News and Press Releases for 2009
Feb 27, 2009
Top of the Morning, Inyo Register, Feb 27, 2009
Out of Control or In Charge?
Has the economic “crisis” got you down? Do you wonder how the national stimulus plan will feed your family? Have you been run over by an ‘omnibus’ lately? Do you enjoy being force-fed national policy that impacts our public lands? Both the Alabama Hills Stewardship Group (AHSG) and the sub-committee I chair (to explore the potential for a federal designation for the Alabama Hills) are grappling with similar questions (of local vs national) as they apply toward access to land and protecting the rich history and landscapes that reside in our ‘backyards’.
A quick history of the AHSG…It was started in November of 2006, when Lone Pine community leaders and the BLM forged a partnership to better manage this fantastic resource. A committee was formed, a vision statement drafted and actions begun in 3 key management areas: First, developing a visitor services program to reduce vandalism and trash. Second, producing and distributing interpretive and educational materials and third, managing the huge inventory of roads and trails in the area. For example, last year ‘Healthy Communities’ partnered with the BLM to construct a “Trail to the Arch”; signage was posted and a brochure was developed. All this hard work was recognized in 2008 by the “Group” being awarded a Cooperative Conservation Award by the US Department of the Interior.
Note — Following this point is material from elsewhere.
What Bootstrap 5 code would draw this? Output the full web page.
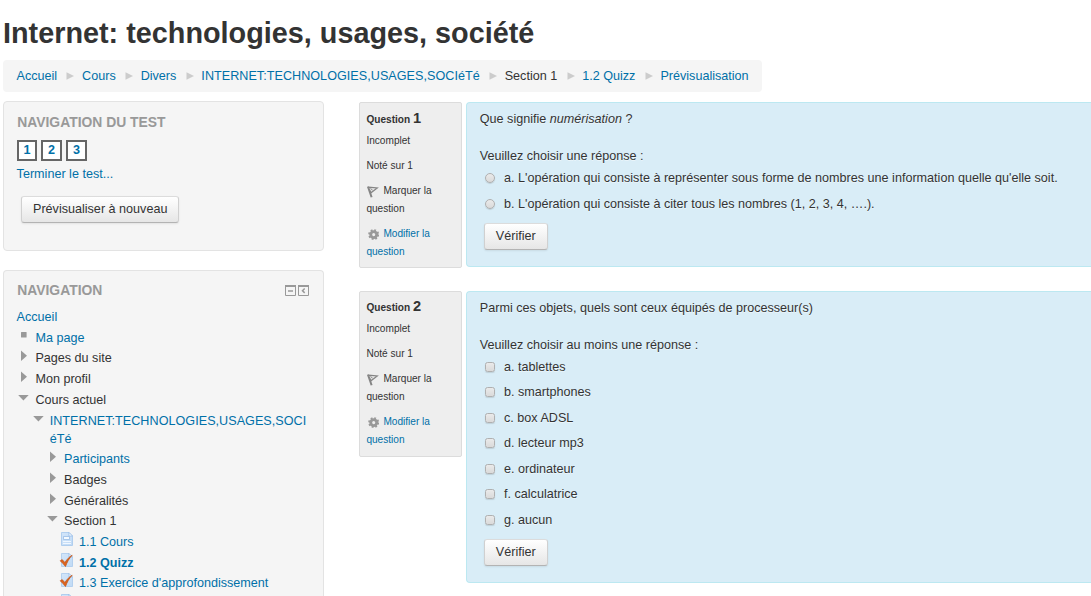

The Alabama Hills Stewardship Group is planning to diligently manage this process over a two year period and will seek a wide variety of input and opinion in order to strengthen the end result. Obviously with a history rich in land management lessons, we plan to not reinvent the wheel but instead ‘steal shamelessly’ from innovative new ideas like the Advocates for Access to Public Lands (AAPL) “semi-primitive roaded and roadless backcountry recreation areas” proposal or Friends of the Inyo partnering with the US Forest Service to provide volunteers for trail improvements and restoration.
So far our process has identified over 40 current user groups… Ranging from climbers and campers to hunters and cattleman…From mountain bikers and horseback riders to motorized vehicle users and movie makers…From wildflower tours to weddings and from fun seekers to fundraisers. Our goal with any legislation for this area would be to protect not only the land but protect the users/uses of the land and to uphold Inyo County government’s own vision statement which strives to: “Maintain the county’s natural environment and rural quality of life; support and expand tourism and promote economic development”. For the Alabama Hills to continue to be ‘valuable’, the semi-primitive state of the location and accessibility must both be maintained. As such, we would demand that parameters specific to each user group’s rights be written into any legislation.
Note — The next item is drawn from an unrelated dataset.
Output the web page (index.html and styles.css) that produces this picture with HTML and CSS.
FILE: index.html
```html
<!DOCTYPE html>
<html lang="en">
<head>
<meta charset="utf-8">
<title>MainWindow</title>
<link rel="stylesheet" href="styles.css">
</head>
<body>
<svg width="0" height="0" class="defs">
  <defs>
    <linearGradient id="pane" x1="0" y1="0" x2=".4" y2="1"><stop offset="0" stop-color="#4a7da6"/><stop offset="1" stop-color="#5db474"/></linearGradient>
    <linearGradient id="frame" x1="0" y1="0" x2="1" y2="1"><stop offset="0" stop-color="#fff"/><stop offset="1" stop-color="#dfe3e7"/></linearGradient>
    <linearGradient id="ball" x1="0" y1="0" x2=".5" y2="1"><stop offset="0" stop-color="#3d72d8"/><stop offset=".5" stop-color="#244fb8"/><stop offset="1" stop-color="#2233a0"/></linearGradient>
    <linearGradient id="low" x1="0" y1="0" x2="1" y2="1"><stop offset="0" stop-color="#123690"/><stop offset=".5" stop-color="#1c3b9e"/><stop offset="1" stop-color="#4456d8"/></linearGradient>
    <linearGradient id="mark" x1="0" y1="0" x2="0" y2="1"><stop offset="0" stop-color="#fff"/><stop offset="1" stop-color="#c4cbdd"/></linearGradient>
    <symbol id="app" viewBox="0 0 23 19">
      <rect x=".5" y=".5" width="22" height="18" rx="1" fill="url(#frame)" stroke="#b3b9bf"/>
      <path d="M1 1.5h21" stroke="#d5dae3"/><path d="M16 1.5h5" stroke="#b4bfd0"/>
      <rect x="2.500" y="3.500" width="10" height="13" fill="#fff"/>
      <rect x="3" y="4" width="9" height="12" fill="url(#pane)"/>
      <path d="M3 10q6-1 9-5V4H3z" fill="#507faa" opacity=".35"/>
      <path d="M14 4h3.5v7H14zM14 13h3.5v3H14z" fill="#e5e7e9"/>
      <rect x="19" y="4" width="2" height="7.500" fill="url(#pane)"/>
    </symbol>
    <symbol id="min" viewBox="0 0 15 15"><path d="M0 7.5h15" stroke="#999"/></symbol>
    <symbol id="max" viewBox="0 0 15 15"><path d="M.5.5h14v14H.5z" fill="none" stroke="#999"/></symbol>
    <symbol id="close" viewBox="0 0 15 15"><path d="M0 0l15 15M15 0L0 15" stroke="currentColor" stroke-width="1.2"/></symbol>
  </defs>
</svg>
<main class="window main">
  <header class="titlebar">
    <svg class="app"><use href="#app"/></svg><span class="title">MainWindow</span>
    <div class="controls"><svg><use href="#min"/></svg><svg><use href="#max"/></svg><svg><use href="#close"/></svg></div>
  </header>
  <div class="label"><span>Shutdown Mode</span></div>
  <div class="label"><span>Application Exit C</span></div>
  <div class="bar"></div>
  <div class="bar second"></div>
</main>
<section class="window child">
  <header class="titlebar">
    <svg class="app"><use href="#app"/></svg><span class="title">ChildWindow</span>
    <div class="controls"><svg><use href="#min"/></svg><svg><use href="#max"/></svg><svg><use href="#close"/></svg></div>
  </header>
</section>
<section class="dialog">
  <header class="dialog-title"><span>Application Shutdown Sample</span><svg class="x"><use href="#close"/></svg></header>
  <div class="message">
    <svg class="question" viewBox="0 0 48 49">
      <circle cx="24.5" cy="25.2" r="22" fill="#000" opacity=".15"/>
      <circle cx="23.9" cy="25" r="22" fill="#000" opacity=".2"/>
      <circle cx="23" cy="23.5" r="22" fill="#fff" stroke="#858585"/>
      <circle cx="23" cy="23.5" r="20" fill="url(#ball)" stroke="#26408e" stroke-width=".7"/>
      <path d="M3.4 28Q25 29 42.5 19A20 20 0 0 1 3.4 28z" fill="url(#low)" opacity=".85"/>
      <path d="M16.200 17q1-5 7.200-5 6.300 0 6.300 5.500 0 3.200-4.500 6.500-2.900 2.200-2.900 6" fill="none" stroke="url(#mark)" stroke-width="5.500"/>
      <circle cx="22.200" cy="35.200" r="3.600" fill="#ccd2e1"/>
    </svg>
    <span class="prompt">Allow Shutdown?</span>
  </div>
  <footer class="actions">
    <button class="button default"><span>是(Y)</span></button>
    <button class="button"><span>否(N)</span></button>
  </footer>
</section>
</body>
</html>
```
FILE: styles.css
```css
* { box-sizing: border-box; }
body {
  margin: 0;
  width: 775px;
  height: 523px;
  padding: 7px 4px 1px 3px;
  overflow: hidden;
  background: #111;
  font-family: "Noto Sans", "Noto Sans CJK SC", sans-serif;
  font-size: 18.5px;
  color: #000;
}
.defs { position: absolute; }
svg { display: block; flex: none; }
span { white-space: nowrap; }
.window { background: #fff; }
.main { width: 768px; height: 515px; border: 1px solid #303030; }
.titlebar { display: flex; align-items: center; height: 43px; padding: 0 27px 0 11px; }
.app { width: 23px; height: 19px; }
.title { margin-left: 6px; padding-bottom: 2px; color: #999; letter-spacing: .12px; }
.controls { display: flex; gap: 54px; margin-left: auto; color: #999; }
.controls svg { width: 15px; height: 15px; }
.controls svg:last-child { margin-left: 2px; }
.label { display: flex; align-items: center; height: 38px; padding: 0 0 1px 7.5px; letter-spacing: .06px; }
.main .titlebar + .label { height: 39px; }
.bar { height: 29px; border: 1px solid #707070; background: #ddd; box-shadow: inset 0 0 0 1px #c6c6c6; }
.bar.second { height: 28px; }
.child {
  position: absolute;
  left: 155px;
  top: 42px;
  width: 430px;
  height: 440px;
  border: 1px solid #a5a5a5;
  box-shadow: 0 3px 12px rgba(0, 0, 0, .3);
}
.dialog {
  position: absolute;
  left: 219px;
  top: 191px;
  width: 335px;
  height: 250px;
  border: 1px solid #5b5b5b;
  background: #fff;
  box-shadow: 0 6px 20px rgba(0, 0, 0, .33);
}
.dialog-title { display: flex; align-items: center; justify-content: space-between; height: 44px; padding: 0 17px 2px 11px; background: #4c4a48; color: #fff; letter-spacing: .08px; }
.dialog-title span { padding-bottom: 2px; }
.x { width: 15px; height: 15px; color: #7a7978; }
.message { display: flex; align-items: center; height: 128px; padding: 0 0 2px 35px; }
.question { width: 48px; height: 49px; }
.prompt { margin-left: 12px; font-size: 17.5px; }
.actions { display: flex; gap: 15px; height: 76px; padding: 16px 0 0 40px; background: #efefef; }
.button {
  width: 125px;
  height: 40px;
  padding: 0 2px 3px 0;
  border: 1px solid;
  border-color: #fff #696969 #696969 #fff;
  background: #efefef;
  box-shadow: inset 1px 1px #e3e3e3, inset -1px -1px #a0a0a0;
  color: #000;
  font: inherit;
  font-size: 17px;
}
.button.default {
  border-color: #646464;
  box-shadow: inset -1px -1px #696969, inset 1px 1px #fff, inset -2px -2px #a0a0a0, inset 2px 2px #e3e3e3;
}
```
All members of the Alabama Hills Stewardship Group and our Designations Study Sub-Committee are committed to be methodical about this process, to engage all user groups and reach out early and often to stakeholders. We want to reach consensus from the local community and build a coalition of support for whatever we recommend. What that will be, will ultimately depend on stakeholder and user group input. To date we’ve met with the Inyo County Board of Supervisors, Inyo County Film Commission, Lone Pine Chamber, the local climbing community, AAPL, and Friends of the Inyo. As we move ahead we plan to engage all of the 25-plus local stakeholder groups we have identified as well as the general public.
The bottom line is we want to manage this from the grassroots up. Not always the easiest thing to do…But the right thing to do! With the local community driving the process we will make this a valuable learning experience, leading to a well thought out recommendation for the best future management of the Alabama Hills.
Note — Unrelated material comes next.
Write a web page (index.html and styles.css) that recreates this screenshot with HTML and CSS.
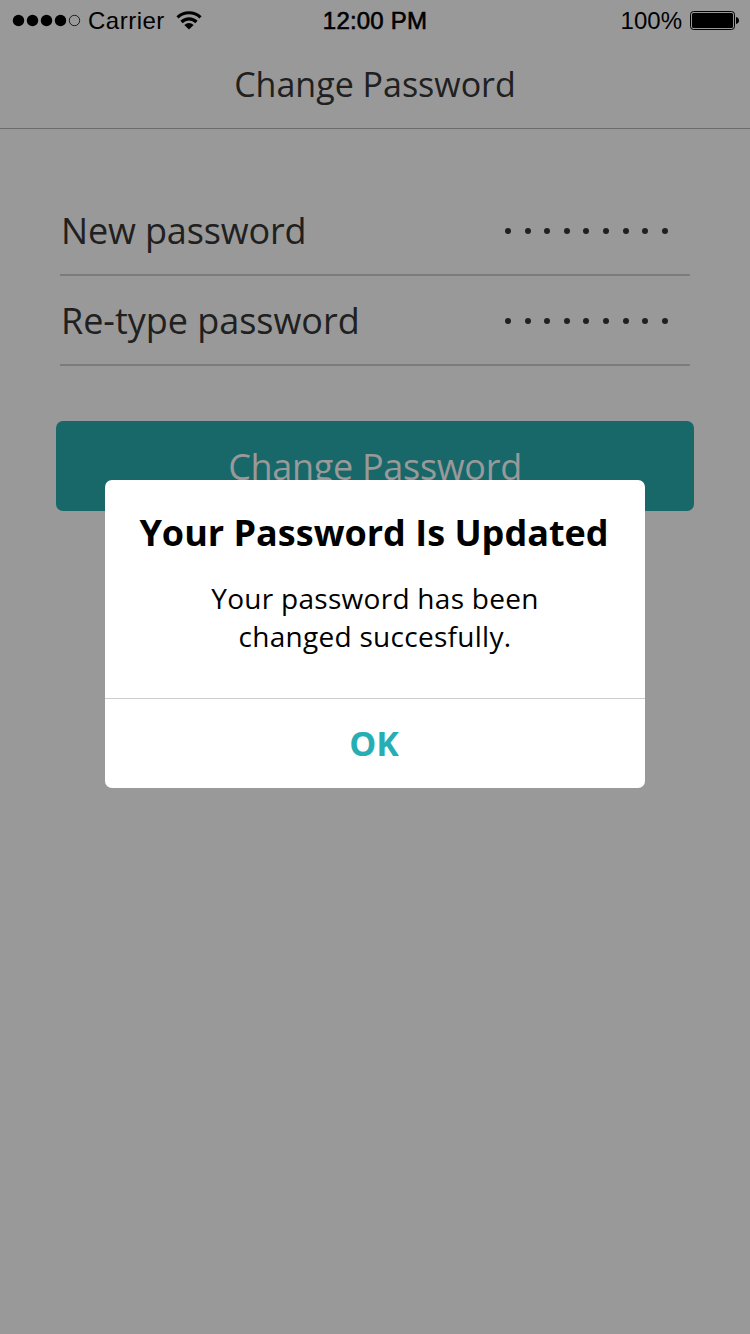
FILE: index.html
```html
<!DOCTYPE html>
<html lang="en">
<head>
<meta charset="utf-8">
<title>Change Password</title>
<link rel="stylesheet" href="styles.css">
</head>
<body>
<div class="screen">
  <header class="status">
    <div class="status-left">
      <svg class="signal" width="70" height="14" viewBox="0 0 70 14"><circle cx="6.500" cy="6.500" r="5.700"/><circle cx="20.500" cy="6.500" r="5.700"/><circle cx="34.500" cy="6.500" r="5.700"/><circle cx="48.500" cy="6.500" r="5.700"/><circle cx="62.500" cy="6.500" r="5.200" fill="none" stroke="#000" stroke-width=".8"/></svg>
      <span class="carrier">Carrier</span>
      <svg class="wifi" width="26" height="20" viewBox="0 0 26 20"><g fill="none" stroke="#000" stroke-width="3.200"><path d="M1.500 6.400C8 .2 18 .2 24.500 6.400"/><path d="M5.500 11C9.800 6.800 16.200 6.800 20.500 11"/></g><path d="M8.300 14Q13 10.200 17.700 14L13 18.500Z"/></svg>
    </div>
    <div class="time">12:00 PM</div>
    <div class="status-right"><span class="percent">100%</span>
      <svg class="battery" width="50" height="20" viewBox="0 0 50 20"><rect x=".5" y=".5" width="44" height="18" rx="3" fill="none" stroke="#000"/><rect x="2" y="2" width="41" height="15" rx="1.500"/><path d="M46 6q3 .8 3 3.500T46 13z"/></svg>
    </div>
  </header>
  <h1 class="title"><span class="title-text">Change Password</span></h1>
  <main class="form">
    <div class="field"><span class="label new">New password</span><span class="dots"><i></i><i></i><i></i><i></i><i></i><i></i><i></i><i></i><i></i></span></div>
    <div class="field"><span class="label retype">Re-type password</span><span class="dots"><i></i><i></i><i></i><i></i><i></i><i></i><i></i><i></i><i></i></span></div>
    <button class="submit">Change Password</button>
  </main>
  <section class="dialog">
    <div class="message">
      <h2 class="heading">Your Password Is Updated</h2>
      <p class="copy">Your password has been<br>changed succesfully.</p>
    </div>
    <button class="ok">OK</button>
  </section>
</div>
</body>
</html>
```
FILE: styles.css
```css
* { box-sizing: border-box; }
body { margin: 0; font-family: "Open Sans", sans-serif; }
.screen { position: relative; width: 750px; height: 1334px; background: #999; overflow: hidden; color: #202020; }
.status { display: grid; grid-template-columns: 1fr auto 1fr; height: 40px; align-items: center; color: #000; font: 24px/40px "Liberation Sans", sans-serif; padding: 1px 10px 0 12px; }
.status-left, .status-right { display: flex; align-items: center; height: 40px; }
.status-right { justify-content: flex-end; gap: 8px; }
.carrier { margin-left: 6px; letter-spacing: .5px; }
.wifi { margin-left: 11px; }
.time { padding-right: 2px; letter-spacing: .2px; -webkit-text-stroke: .6px #000; }
.title { margin: 0; height: 89px; border-bottom: 1px solid #6c6c6c; text-align: center; font-size: 34px; font-weight: 400; line-height: 88px; }
.form { padding: 57px 56px 0; }
.field { display: flex; justify-content: space-between; align-items: center; height: 90px; margin: 0 4px; padding: 2px 22px 0 1px; border-bottom: 2px solid #7c7c7c; }
.label { font-size: 36px; line-height: 86px; letter-spacing: -.15px; }
.retype { letter-spacing: -.03px; }
.dots { display: flex; gap: 13.650px; }
.dots i { width: 6px; height: 6px; border-radius: 50%; background: #202020; }
.submit { display: block; width: 638px; height: 90px; margin-top: 55px; padding: 2px 0 0; border: 0; border-radius: 7px; background: #186869; color: #999; font: 400 36px/88px "Open Sans", sans-serif; letter-spacing: -.3px; }
.dialog { position: absolute; left: 105px; top: 480px; width: 540px; height: 308px; border-radius: 7px; background: #fff; color: #000; text-align: center; }
.message { height: 219px; padding-top: 28px; border-bottom: 1px solid #ccc; }
.heading { margin: 0; padding-right: 2px; font-size: 36px; line-height: 50px; font-weight: 700; }
.copy { margin: 21px 0 0; font-size: 28px; line-height: 38px; letter-spacing: .28px; }
.ok { display: block; width: 100%; height: 89px; padding: 0 2px 0 0; border: 0; background: transparent; color: #27aeb5; font: 700 34px/89px "Open Sans", sans-serif; }
```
It is ironic that in the past, this fantastic landscape was formed by a balance of diametrically opposing forces (tectonic plates and volcanism) and now today we must balance different land use viewpoints. Can we really control our destiny when 98.3% of the land is owned by the federal, state and City of LA governments? Well…I like the old saying that goes: “dance with the one you brung”; and so our committee will, with “eyes wide open”, put on our dancing shoes and start the music. Hopeless or hopeful? We choose to be hopeful.